Con un’importante sentenza, il tribunale di Roma ha riconosciuto le ragioni di 153 lavoratori di Almaviva che nel 2017 denunciarono come arbitrari e discriminatori i 1666 licenziamenti su Roma. I licenziamenti furono decisi dalla società a seguito della non sottoscrizione da parte delle RSU di Roma dell’accordo capestro del 23 dicembre 2016. Accordo su cui intervenne con forza la viceministro Bellanova e la cui sottoscrizione fu imposta alle RSU dai segretari CGIL, CISL e UIL Camusso, Furlan e Barbagallo in persona.
Con questa sentenza il ricatto padronale torna sotto gli occhi di tutti e tornano anche le ragioni dei lavoratori e delle RSU che in quei giorni di Natale furono massacrati e messi alla gogna per avere respinto quel “prendere o lasciare” messa sul tavolo Almaviva e che prevedeva:
• la riduzione del salario;
• l’inasprimento del controllo a distanza sulla prestazione lavorativa del singolo operatore;
• licenziamenti volontari;
• in caso di mancata accettazione dell’accordo, attivazione della procedura di licenziamento collettivo entro 15 gg.

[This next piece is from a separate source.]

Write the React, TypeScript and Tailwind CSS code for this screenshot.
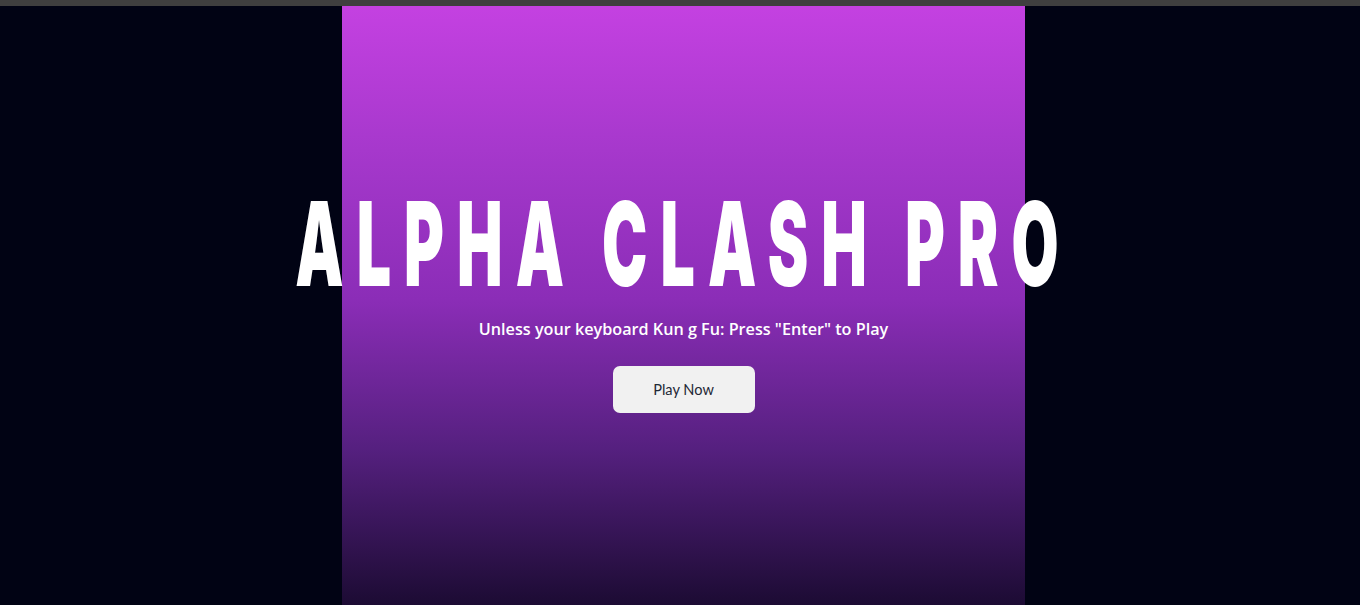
import React from "react";

export default function App() {
  return (
    <div className="w-[1360px] h-[605px] overflow-hidden flex flex-col bg-[#010314]">
      <div className="h-[6px] bg-[#3f3f3f] shrink-0" />
      <div className="flex-1 flex justify-center pl-[7px]">
        <div className="w-[683px] h-full bg-[linear-gradient(to_bottom,#c441e1_0%,#a638cc_24%,#8b2db7_49%,#55207f_74%,#1c0b33_100%)] flex flex-col items-center">
          <div className="h-[173px] shrink-0" />
          <div className="w-[1360px] flex justify-center shrink-0">
            <h1
              className="text-white text-[117px] leading-[130px] font-black tracking-[25px] scale-x-[0.52] whitespace-nowrap"
              style={{ fontFamily: "Inter, 'DejaVu Sans', sans-serif" }}
            >
              ALPHA CLASH PRO
            </h1>
          </div>
          <p
            className="mt-[8px] text-white text-[16.2px] leading-[24px] font-semibold"
            style={{ fontFamily: "'Open Sans', 'Noto Sans', sans-serif" }}
          >
            Unless your keyboard Kun g Fu: Press "Enter" to Play
          </p>
          <button
            className="mt-[25px] w-[142px] h-[47px] shrink-0 rounded-[7px] bg-[#f1f1f1] text-[#1f2937] text-[14.6px]"
            style={{ fontFamily: "Lato, 'Noto Sans', sans-serif" }}
          >
            Play Now
          </button>
        </div>
      </div>
    </div>
  );
}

Per dividere le RSU dei diversi stabilimenti, durante quella vigilia di Natale arrivò la proposta del governo :
in caso di sottoscrizione ci sarebbe stato il posticipo della procedura di licenziamento di tre mesi, durante i quali applicare la cassa integrazione a rotazione così suddivisa: 0 ore a gennaio, 75% a febbraio, 50% a marzo, rendendo di fatto i lavoratori ostaggi della trattativa e con un salario azzerato dalla cig.
Al rifiuto delle RSU di Roma scattarono immediatamente le 1666 lettere di licenziamento per i lavoratori Almaviva di Roma.
La sentenza riconosce che Almaviva scelse di licenziare a Roma non per motivi tecnici e gestionali, ma perché a fronte della sottoscrizione delle RSU di Napoli dell’accordo del 23 dicembre 2016 che tagliava salario e diritti, il costo del lavoro dei lavoratori romani che lo avevano respinto rimaneva “più alto”.
Tecnologicamente la ripartizione del lavoro tra i diversi siti è possibile, ma l’azienda lo rifiutò proprio perché intendeva strumentalmente mantenere “scarichi” gli stabilimenti su cui operare i tagli.
Con quella procedura di licenziamento che colpì 1666 dipendenti, padroni e governo vollero colpire e dividere i lavoratori Almaviva che per tutto il 2016 si mobilitarono contro i licenziamenti, il taglio dei salari e il controllo a distanza, arrivando a bocciare con il 90% dei voti le intese raggiunte da CGIL, CISL, UIL e Almaviva. Un protagonismo inaccettabile che rischiava di essere di esempio per gli 80.000 lavoratori del settore dei call center.
Riconfermando la sua abituale arroganza, Almaviva ha replicato che ritenendo corretto il suo operato impugnerà la sentenza e avendo chiuso il sito di Roma riammetterà i lavoratori nelle sedi disponibili sul resto del territorio nazionale, ossia licenziamenti camuffati da trasferimenti.
Il lavoro dei collegio legale Panici-Guglielmi che sostiene gli interessi dei lavoratori Almaviva ha ben evidenziato il ricatto aziendale, un’azione legale che rilancia le ragioni e l’importanza della lotta e del conflitto sindacale soprattutto in un momento in cui gli interessi dei lavoratori vengono tagliati e assottigliati per fare spazio al profitto delle imprese.